Items Affecting Comparability of EPS

Included in the USD 0.53 diluted EPS from continuing operations for the second quarter of fiscal 2020 (EPS amounts rounded and after tax). Please see the reconciliation schedules at the end of this release for additional details.

  • Approximately USD 0.06 per diluted share of net expense related to restructuring
  • Approximately USD 0.05 per diluted share of net expense related to an impairment of the Lender’s business, which is now classified as an asset held for sale
  • Approximately USD 0.02 per diluted share of net benefit related to a contract settlement gain
  • Approximately USD 0.01 per diluted share of net expense related to environmental matters
  • Approximately USD 0.01 per diluted share of net tax benefit related to unusual tax items
  • Approximately USD 0.01 per diluted share of negative impact due to rounding

Included in the USD 0.32 diluted EPS from continuing operations for the second quarter of fiscal 2019 (EPS amounts rounded and after tax). Please see the reconciliation schedules at the end of this release for additional details.
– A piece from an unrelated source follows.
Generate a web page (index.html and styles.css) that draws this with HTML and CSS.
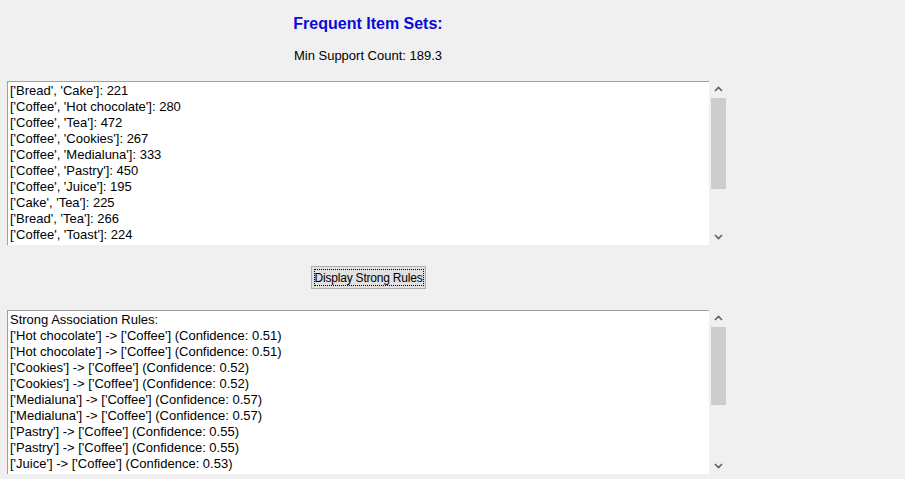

  • Approximately USD 0.21 per diluted share of net expense related to restructuring plans
  • Approximately USD 0.18 per diluted share of net expense related to acquisitions and divestitures
  • Approximately USD 0.01 per diluted share of net expense related to the integration of Pinnacle
  • Approximately USD 0.04 per diluted share of net expense related to Pinnacle inventory fair value mark-up adjustment
  • Approximately USD 0.03 per diluted share of net benefit related to the gain on the sale of an asset within the Ardent Mills joint venture
  • Approximately USD 0.06 per diluted share of net tax benefit related to the tax adjustment of valuation allowance associated with the divestiture of the Wesson oil brand
  • Approximately USD 0.01 per diluted share of net tax expense related to unusual tax items
  • Approximately USD 0.01 per diluted share of beneficial impact due to rounding

Definitions

Organic net sales excludes from reported net sales the impacts of foreign exchange, divested businesses and acquisitions, including the Pinnacle acquisition (until the anniversary date of the acquisitions), as well as the impact of any 53rd week. All references to changes in volume and price/mix throughout this release are on an organic net sales basis.

References to adjusted items throughout this release refer to measures computed in accordance with GAAP less the impact of items impacting comparability. Items impacting comparability are income or expenses (and related tax impacts) that management believes have had, or are likely to have, a significant impact on the earnings of the applicable business segment or on the total corporation for the period in which the item is recognized, and are not indicative of the Company’s core operating results. These items thus affect the comparability of underlying results from period to period.

References to earnings before interest, taxes, depreciation, and amortization (Ebitda) refer to net income attributable to Conagra Brands before the impacts of discontinued operations, income tax expense (benefit), interest expense, depreciation, and amortization. References to adjusted Ebitda refer to Ebitda before the impacts of items impacting comparability.

Free cash flow is defined as net cash flow from operating activities from continuing operations less additions to property, plant, and equipment.